Break-ups can be messy in the music world. Singers have their medium to work through their emotions and if their song becomes a hit—or a career (Taylor Swift)—then we have this strange ringside seat as we pick through their heartache.
Think of Justin Timberlake’s “Cry Me A River,” where we not only know it’s about Britney, but we then get the video that gives us way too much info. Heartache is one thing, but revenge porn? Have y’all tried couples’ therapy?
I’ve been thinking a great deal about break-ups since we recorded this week’s 50 Years of Music w/ 50 Year Old White Guys podcast for 1981. As Ben finished his take on Marvin Gaye’s “Sexual Healing,” Jeff brought up a mind-blowing bit of biography: that when Gaye and his wife divorced in the mid-70s, the settlement called for her to get half of the profits from his next album.
This was a terrible miscalculation.
He went into the studio and unloaded a lot of his feelings. Kind of, actually, all of them. I think it’s fair for one to say he wasn’t at his musical best. And although some critics have gone back and tried to point out an underlying genius to the work, it must be really deep, deep down. I mean, I’ve listened to the album three times this week and the only genius I can really find is in the title of the album: “Here, My Dear.”
Of course, the best comeuppance for such a settlement would be for Gaye to tank the album and have it be a commercial flop; his ex-wife’s big power play would be for naught. And yes, it flopped—commercially and critically at the time—and Gaye admitted he wasn’t about to break his back when his ex would take much of the money.
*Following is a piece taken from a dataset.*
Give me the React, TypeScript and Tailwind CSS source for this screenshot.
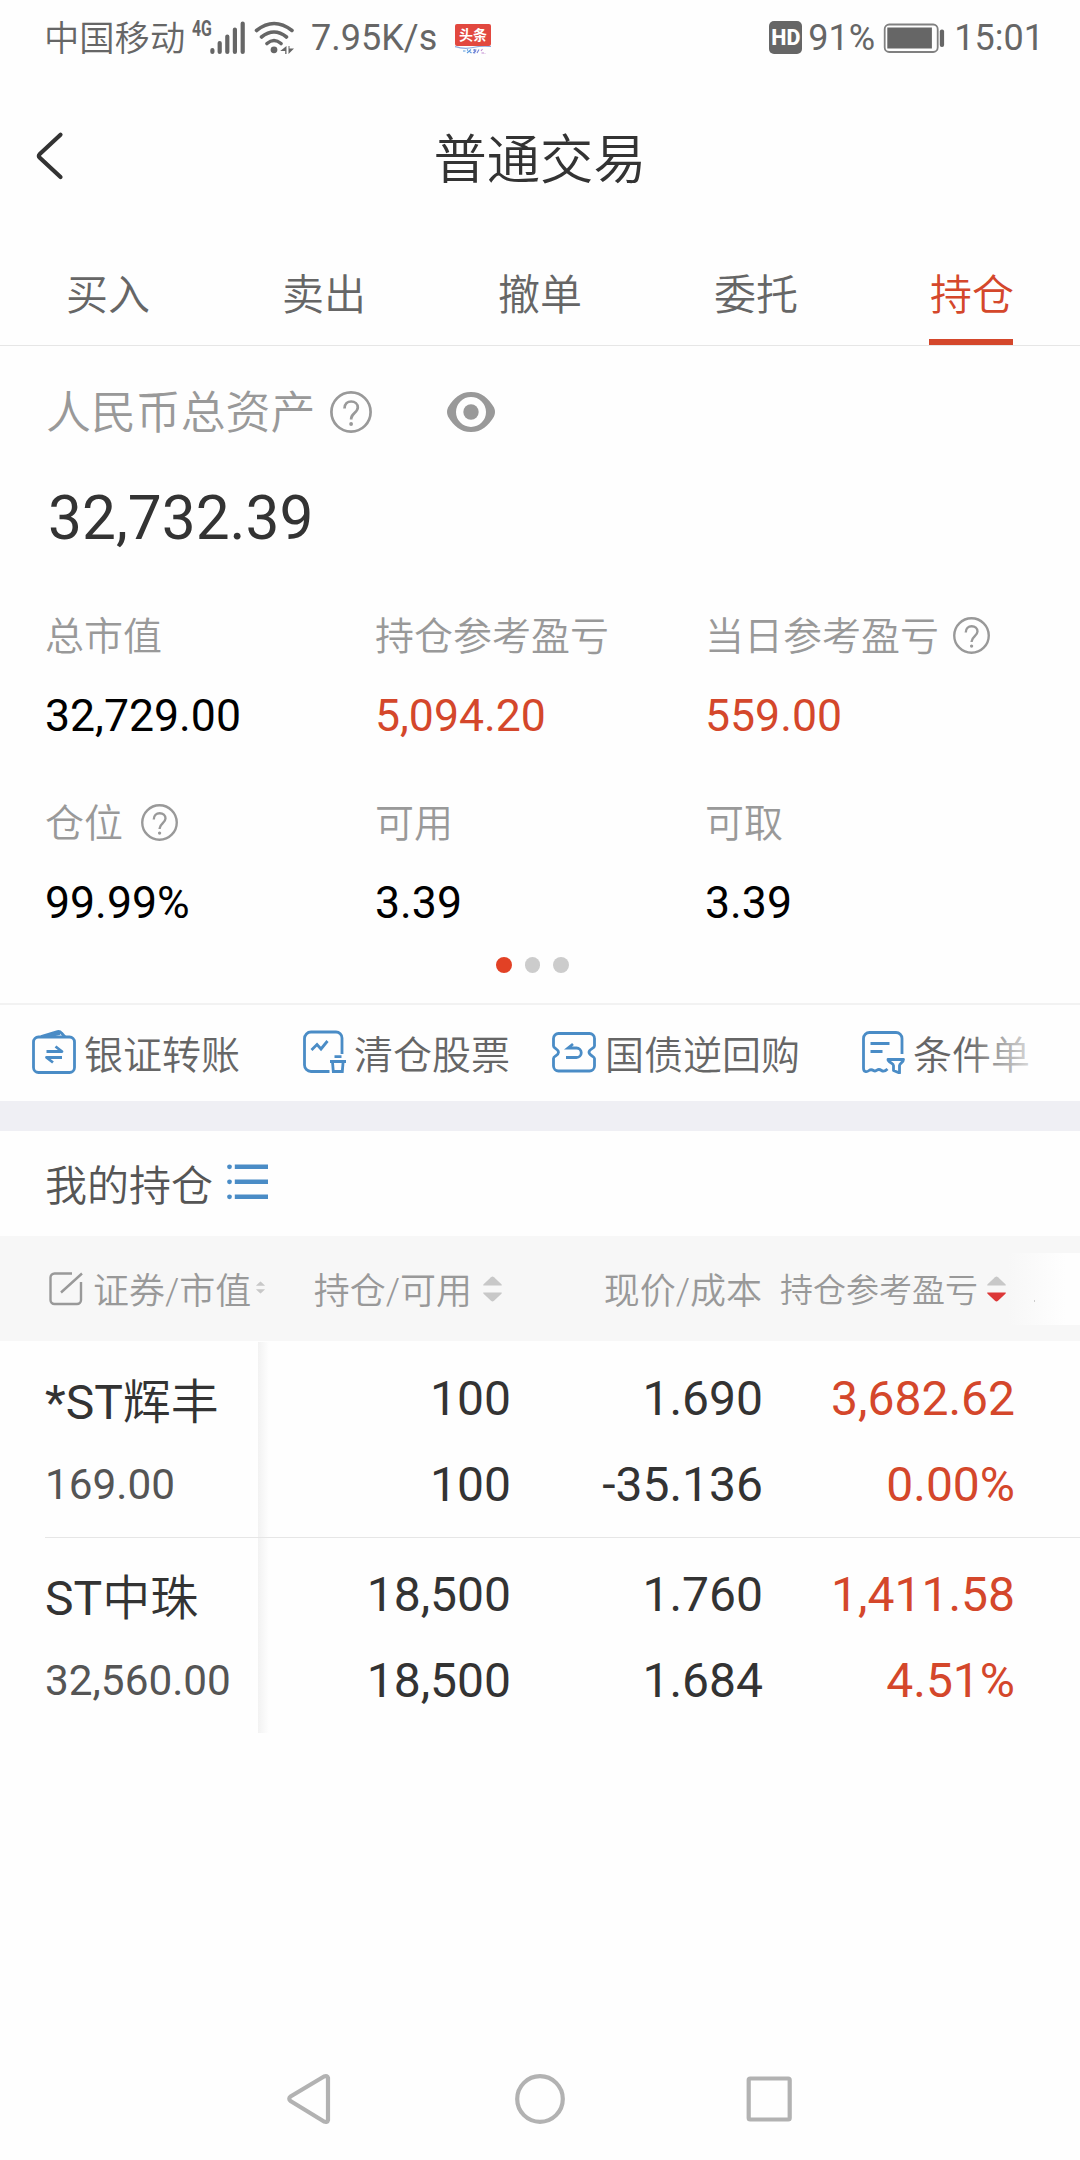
import React from "react";

const BLUE = "#4a8cc6";

function StatusBar() {
  return (
    <div className="flex h-[75px] items-center text-[36px] leading-[44px] text-[#666]">
      <span className="ml-[44px] w-[148px] whitespace-nowrap pt-[3px] text-[35.3px] font-[350]">中国移动</span>
      <div className="h-[35px] w-[18px] overflow-visible">
        <span className="block origin-top-left scale-x-[.72] pt-px text-[22px] font-bold leading-[16px]">4G</span>
      </div>
      <svg width="36" height="36" viewBox="210 18 36 36" fill="none" stroke="#666" strokeWidth="4.2" strokeLinecap="round">
        <path d="M212.4 48v2M219.7 41v9M227.3 34.5v15.500M234.900 27.500v22.500M242.700 21.500v28.500" />
      </svg>
      <svg className="ml-[8px]" width="42" height="36" viewBox="254 18 42 36" fill="none" stroke="#666" strokeWidth="3.600" strokeLinecap="round">
        <path d="M256.500 28.500Q274 14.500 292 28.500M261.500 35Q274 25 286.500 35M267 41.500Q274 35.500 281 41.500" />
        <circle cx="274" cy="47.800" r="3.400" fill="#666" stroke="none" />
        <path d="M286.500 44v8h-1.300v-3h-5zM288.500 52v-8h1v2.500h4.500z" fill="#666" stroke="none" />
      </svg>
      <span className="ml-[15px] w-[144px] whitespace-nowrap">7.95K/s</span>
      <div className="flex h-[36px] w-[36px] flex-col items-center">
        <div className="mt-[4px] flex h-[22px] w-[36px] items-center justify-center rounded-[2px] bg-[#e2483f] text-[14px] font-bold leading-[22px] text-white">头条</div>
        <svg width="36" height="9" viewBox="455 45 36 9" fill="none">
          <path d="M455 45.500q9 3 18 1t18-1" stroke="#8fa9dc" strokeWidth="1.200" />
          <path d="M463 50h2.500M467 48.500l1 1M467 52l4-3.500M469 50l2.500 2" stroke="#5a9ade" strokeWidth="1.100" />
          <path d="M473 49h3.500M474.700 48v4.500M473 52l3-2M477 52l2-3.500" stroke="#7387d8" strokeWidth="1.100" />
          <path d="M481 50l1.500-2M481.500 52h2.500M485 52v.6" stroke="#c08ad0" strokeWidth="1.100" />
        </svg>
      </div>
      <div className="ml-auto flex items-center pr-[36px]">
        <div className="mr-[6px] flex h-[33px] w-[33px] items-center justify-center rounded-[5px] bg-[#666] text-[21.5px] font-extrabold leading-none text-white">HD</div>
        <span className="w-[75px] whitespace-nowrap">91%</span>
        <svg width="62" height="32" viewBox="883 20.500 62 32" fill="none">
          <rect x="884.700" y="23" width="53" height="27.500" rx="4.500" stroke="#808080" strokeWidth="1.800" />
          <rect x="887.300" y="26" width="44.600" height="21" fill="#666" />
          <rect x="939.800" y="28" width="4.300" height="17.500" rx="2" fill="#666" />
        </svg>
        <span className="ml-[9px]">15:01</span>
      </div>
    </div>
  );
}

function Help({ size }: { size: number }) {
  return (
    <svg width={size} height={size} viewBox="0 0 42 42" fill="none" stroke="#999" strokeWidth="2.700" className="shrink-0">
      <circle cx="21" cy="21" r="19.600" />
      <path d="M14.500 17.500c0-4.500 3-7 6.700-7s6.600 2.500 6.600 6c0 4.800-6.600 6.200-6.600 11v1" />
      <circle cx="21.100" cy="33" r="1.900" fill="#999" stroke="none" />
    </svg>
  );
}

function Sort({ width, height, down }: { width: number; height: number; down?: boolean }) {
  return (
    <svg width={width} height={height} viewBox="0 0 19 26" className="shrink-0">
      <path d="M.300 9.500Q0 8.800.800 8L8 1.200q1.500-1.300 3 0L18.200 8q.800.800.500 1.500z" fill="#c8c8c8" />
      <path d="M.300 16.500Q0 17.200.800 18L8 24.800q1.500 1.300 3 0L18.200 18q.800-.800.500-1.500z" fill={down ? "#dc3838" : "#c8c8c8"} />
    </svg>
  );
}

const tabs = ["买入", "卖出", "撤单", "委托", "持仓"];

const stats = [
  { label: "总市值", value: "32,729.00" },
  { label: "持仓参考盈亏", value: "5,094.20", red: true },
  { label: "当日参考盈亏", value: "559.00", red: true, help: true },
  { label: "仓位", value: "99.99%", help: true, wide: true },
  { label: "可用", value: "3.39" },
  { label: "可取", value: "3.39" },
];

const holdings = [
  { mark: "*ST", name: "辉丰", worth: "169.00", qty: ["100", "100"], price: ["1.690", "-35.136"], gain: ["3,682.62", "0.00%"] },
  { mark: "ST", name: "中珠", worth: "32,560.00", qty: ["18,500", "18,500"], price: ["1.760", "1.684"], gain: ["1,411.58", "4.51%"] },
];

function TransferIcon() {
  return (
    <svg width="44" height="44" viewBox="0 0 44 44" fill="none" stroke={BLUE} strokeWidth="2.800" strokeLinejoin="round">
      <rect x="1.500" y="7" width="41" height="35.500" rx="5" />
      <path d="M9 6.500 25.500 1.600q2.500-.500 4 1.400l3.500 4M16 6.500l12-3" />
      <path d="M14.500 21.500H30l-6.500-5M30 27.500H14.500l6.500 5" />
    </svg>
  );
}
function ClearIcon() {
  return (
    <svg width="43" height="44" viewBox="0 0 43 44" fill="none" stroke={BLUE} strokeWidth="2.800">
      <path d="M26.500 41.500H8a6.500 6.500 0 0 1-6.500-6.500V8.500A6.500 6.500 0 0 1 8 2h25a6 6 0 0 1 6 6v16" />
      <path d="M8.500 20l5.500-5.500 4 4.500 6.500-8" />
      <path d="M27 31.500h16M31.500 26.700h7M29.500 32l.800 9.500h9l.800-9.500" />
    </svg>
  );
}
function BondIcon() {
  return (
    <svg width="44" height="44" viewBox="0 0 44 44" fill="none" stroke={BLUE} strokeWidth="2.800">
      <path d="M6.500 3.500h31a5 5 0 0 1 5 5v7.500c0 2.500-5.500 3-5.500 6.300s5.500 3.800 5.500 6.200V36a5 5 0 0 1-5 5h-31a5 5 0 0 1-5-5v-7.500c0-2.400 5-2.900 5-6.200s-5-3.800-5-6.300V8.500a5 5 0 0 1 5-5z" />
      <path d="M14 27.500h10.500a4.700 4.700 0 0 0 0-9.500H16l5-4" />
    </svg>
  );
}
function ConditionIcon() {
  return (
    <svg width="43" height="44" viewBox="0 0 43 44" fill="none" stroke={BLUE} strokeWidth="2.800" strokeLinejoin="round">
      <path d="M40 24V8.500a6 6 0 0 0-6-6H7.500a6 6 0 0 0-6 6V38c0 4 3 4.500 5.500 2.500 2-1.500 3-1 4.500 0 1.500 1 2.500.500 3.500-.300 1.500-1.200 3-.800 4.500.300 2.500 1.800 4.500 0 6-1.500" />
      <path d="M8.500 13.500H27.500M8.500 21.500h12" />
      <path d="M26 29.500h15.500c0 3-4 3.500-4 6V43l-6-2.500V35.500c0-2.500-5.500-3-5.500-6z" />
    </svg>
  );
}

export default function App() {
  return (
    <div className="flex h-[2160px] w-[1080px] flex-col overflow-hidden bg-[#fefefe] font-[Roboto,'Noto_Sans_CJK_SC',sans-serif] text-[#333]">
      <StatusBar />

      <header className="relative flex h-[170px] items-center justify-center text-[53.3px] leading-[60px]">
        <svg className="absolute left-[36px] top-[56px]" width="28" height="50" viewBox="36 131 28 50" fill="none" stroke="#333" strokeWidth="4.200" strokeLinecap="round">
          <path d="M60.500 134.800 39.800 154q-2 1.900 0 3.800L60.500 177" />
        </svg>
        <h1 className="pt-[2px] font-[350]">普通交易</h1>
      </header>

      <nav className="grid h-[101px] grid-cols-5 border-b border-[#e6e6e6] text-[42px] font-[350] text-[#666]">
        {tabs.map((t, i) => (
          <div key={t} className={i === 4 ? "relative flex items-center justify-center text-[#d4472b]" : "flex items-center justify-center"}>
            <span>{t}</span>
            {i === 4 && <div className="absolute bottom-0 left-[65px] h-[6px] w-[84px] bg-[#d4472b]" />}
          </div>
        ))}
      </nav>

      <section className="h-[657px] pl-[45px] pt-[36px]">
        <div className="flex h-[60px] items-center text-[#999]">
          <span className="w-[285px] whitespace-nowrap pl-[1px] pt-[3px] text-[44.900px] font-[350]">人民币总资产</span>
          <Help size={42} />
          <svg className="ml-[75px]" width="48" height="42" viewBox="0 0 48 42">
            <path d="M24 1C35 1 41 7 47 16.500q2 4.500 0 9C41 35 35 41 24 41S7 35 1 25.500q-2-4.500 0-9C7 7 13 1 24 1zM24 6a15 15 0 1 0 0 30 15 15 0 1 0 0-30z" fill="#999" fillRule="evenodd" />
            <circle cx="24" cy="21" r="7.700" fill="#999" />
          </svg>
        </div>
        <div className="mt-[41px] pl-[3px] text-[60.4px] leading-[72px]">32,732.39</div>
        <div className="mt-[55px] grid grid-cols-[330px_330px_330px] gap-y-[51px]">
          {stats.map((s) => (
            <div key={s.label}>
              <div className="flex h-[54px] items-center text-[39px] font-[350] text-[#999]">
                <span className={s.wide ? "mr-[18px] whitespace-nowrap" : "mr-[14px] whitespace-nowrap"}>{s.label}</span>
                {s.help && <div className="pb-[3px]"><Help size={37} /></div>}
              </div>
              <div className={s.red ? "mt-[22px] text-[44.6px] leading-[60px] text-[#d4472b]" : "mt-[22px] text-[44.6px] leading-[60px] text-black"}>{s.value}</div>
            </div>
          ))}
        </div>
        <div className="ml-[451px] mt-[24px] flex gap-[13px]">
          <div className="size-[15.500px] rounded-full bg-[#e24125]" />
          <div className="size-[15.500px] rounded-full bg-[#ccc]" />
          <div className="size-[15.500px] rounded-full bg-[#ccc]" />
        </div>
      </section>

      <section className="relative flex h-[98px] items-center border-t-2 border-[#f2f2f2] text-[39px] font-[350] leading-[44px] text-[#666]">
        <div className="ml-[32px] flex items-center gap-[8px]">
          <div className="pb-[2px]"><TransferIcon /></div>
          <span className="whitespace-nowrap pt-[6px]">银证转账</span>
        </div>
        <div className="ml-[63px] flex items-center gap-[8px]">
          <div className="pb-[2px]"><ClearIcon /></div>
          <span className="whitespace-nowrap pt-[6px]">清仓股票</span>
        </div>
        <div className="ml-[42px] flex items-center gap-[9px]">
          <div className="pb-[2px]"><BondIcon /></div>
          <span className="whitespace-nowrap pt-[6px]">国债逆回购</span>
        </div>
        <div className="ml-[62px] flex items-center gap-[8px]">
          <div className="pb-[2px]"><ConditionIcon /></div>
          <span className="whitespace-nowrap pt-[6px]">条件单</span>
        </div>
        <div className="absolute right-0 top-0 h-[96px] w-[115px] bg-linear-to-r from-[#fefefe00] to-[#fefefe] to-[75%]" />
      </section>

      <div className="h-[30px] bg-[#efeff4]" />

      <section className="flex h-[105px] items-center pl-[45px] text-[42px]">
        <span className="pt-[6px] font-[350] text-[#555]">我的持仓</span>
        <svg className="mb-[3px] ml-[14px]" width="42" height="38" viewBox="0 0 42 38" fill={BLUE}>
          <circle cx="2.500" cy="3.800" r="2.400" />
          <circle cx="2.500" cy="18.800" r="2.400" />
          <circle cx="2.500" cy="33.800" r="2.400" />
          <path d="M7.800 1.500H41v4.500H7.800zM7.800 16.500H41v4.500H7.800zM7.800 31.500H41v4.500H7.800z" />
        </svg>
      </section>

      <section className="relative flex h-[105px] items-center bg-[#f7f7f7] text-[36px] font-[350] text-[#999]">
        <div className="flex w-[268px] items-center pl-[49px]">
          <svg width="34" height="34" viewBox="0 0 34 34" fill="none" stroke="#999" strokeWidth="2.400">
            <path d="M23 1.500H5.500A4 4 0 0 0 1.500 5.500V28a4 4 0 0 0 4 4H28a4 4 0 0 0 4-4V10M12 20.500 33 1.500" />
          </svg>
          <span className="ml-[10px] w-[159px] whitespace-nowrap pt-[6px]">证券/市值</span>
          <div className="ml-[4px] pb-[2px]"><Sort width={9} height={13} /></div>
        </div>
        <div className="flex w-[234px] items-center justify-end gap-[11px]">
          <span className="whitespace-nowrap pt-[6px]">持仓/可用</span>
          <Sort width={19} height={26} />
        </div>
        <div className="w-[260px] text-right">
          <span className="block pt-[6px]">现价/成本</span>
        </div>
        <div className="flex w-[244px] items-center justify-end gap-[9px] text-[33px]">
          <span className="whitespace-nowrap pt-[4px]">持仓参考盈亏</span>
          <Sort width={19} height={26} down />
        </div>
        <div className="absolute right-0 top-[17px] h-[72px] w-[72px] bg-linear-to-r from-[#f7f7f7] to-[#fefefe] to-[80%]">
          <div className="ml-[26px] mt-[47px] h-[2px] w-px bg-[#ccc]" />
        </div>
      </section>

      <section className="relative mt-px text-[48px] leading-[86px]">
        <div className="absolute left-[258px] top-0 h-[391px] w-[11px] bg-linear-to-r from-[#f2f2f2] to-[#fefefe]" />
        {holdings.map((h, i) => (
          <div key={h.name} className="relative flex h-[196px] pt-[14px]">
            <div className="w-[258px] pl-[45px] pt-[4px]">
              <div className="whitespace-nowrap">
                {h.mark}
                <span className="font-[350]">{h.name}</span>
              </div>
              <div className="text-[42.3px] leading-[77px] text-[#555]">{h.worth}</div>
            </div>
            <div className="w-[253px] text-right">
              {h.qty.map((v, k) => <div key={k}>{v}</div>)}
            </div>
            <div className="w-[252px] text-right">
              {h.price.map((v, k) => <div key={k}>{v}</div>)}
            </div>
            <div className="w-[252px] text-right text-[#d4472b]">
              {h.gain.map((v, k) => <div key={k}>{v}</div>)}
            </div>
            {i === 0 && <div className="absolute bottom-0 left-[45px] right-0 h-px bg-[#e6e6e6]" />}
          </div>
        ))}
      </section>

      <footer className="mt-auto flex h-[122px] items-center justify-center">
        <svg width="506" height="52" viewBox="287 2073 506 52" fill="none" stroke="#b2b2b2" strokeWidth="4.200" strokeLinejoin="round">
          <path d="M290.500 2096.500q-2.500 2.300 0 4.500L324 2121.500q3.500 1.200 4-1.500v-42q-.500-2.700-4-1.500z" />
          <circle cx="540" cy="2099" r="22.800" />
          <rect x="748.700" y="2078.500" width="41" height="41" rx="1.500" />
        </svg>
      </footer>
    </div>
  );
}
But Gaye also indicated he was absolutely drained by the end of it—it ended up being a double album—and some of the tracks featured Gaye coming straight from lawyer meetings and just talking over dudes playing a soul riff. The defining song of the album is the straightforward-ly titled, “When Did You Stop Loving Me, When Did I Stop Loving You.” Here’s Gaye putting it all out there:
Do you remember all of the bullshit, baby?
You say you love me with all your heart
If you ever loved me will all of your heart
You’d never take a million dollars to part
Gaye took his break-up, put it on an album, and sold it as a part of the healing process. Whatever you may think of the album, you can’t help but note it’s an extraordinarily weird situation. She’s getting half of the money that his—at times—tirade against her might earn. As it turns out, it didn’t earn a whole lot.
But just imagine if Britney got a piece of “Cry Me a River”?! When emotional investments start mixing with financial ones, we’re in a weird territory as fans.
Not, however, unchartered territory.
Stevie Nicks and Lindsay Buckingham joined Fleetwood Mac together, as a couple, and I’ll let you track down on the internet where their relationship fell apart. But from the fiery remains of their love, Nicks writes the song, “Silver Springs”. In it, she lays bare Buckingham’s infidelities, curses him for them, and predicts that her voice will haunt him for all his days.
Kinda nailed it. Here’s the great live performance where Nicks sings her hit, while Buckingham dutifully—and forlornly—plays guitar. Nicks seems to lose herself in the song as she turns away from the audience and stares directly at her former lover: “You’ll never get away! Never get away! Never get away!!”
This performance is over twenty years after their break-up! Buckingham, tour after tour, year after year, must play the song he himself inspired—the song where he’s the cheating bastard who destroyed their relationship. Not cool.
Our takeaway, of course, is that you should never date someone who you work with. I remember in my twenties I worked at a restaurant and after a sad break-up, on a busy Saturday night, I asked my newly ex-girlfriend if she could drop two salads on table 16.
“You can drop your own fucking salads.”
It was harsh, but I gotta admit I’ll take that over a double album.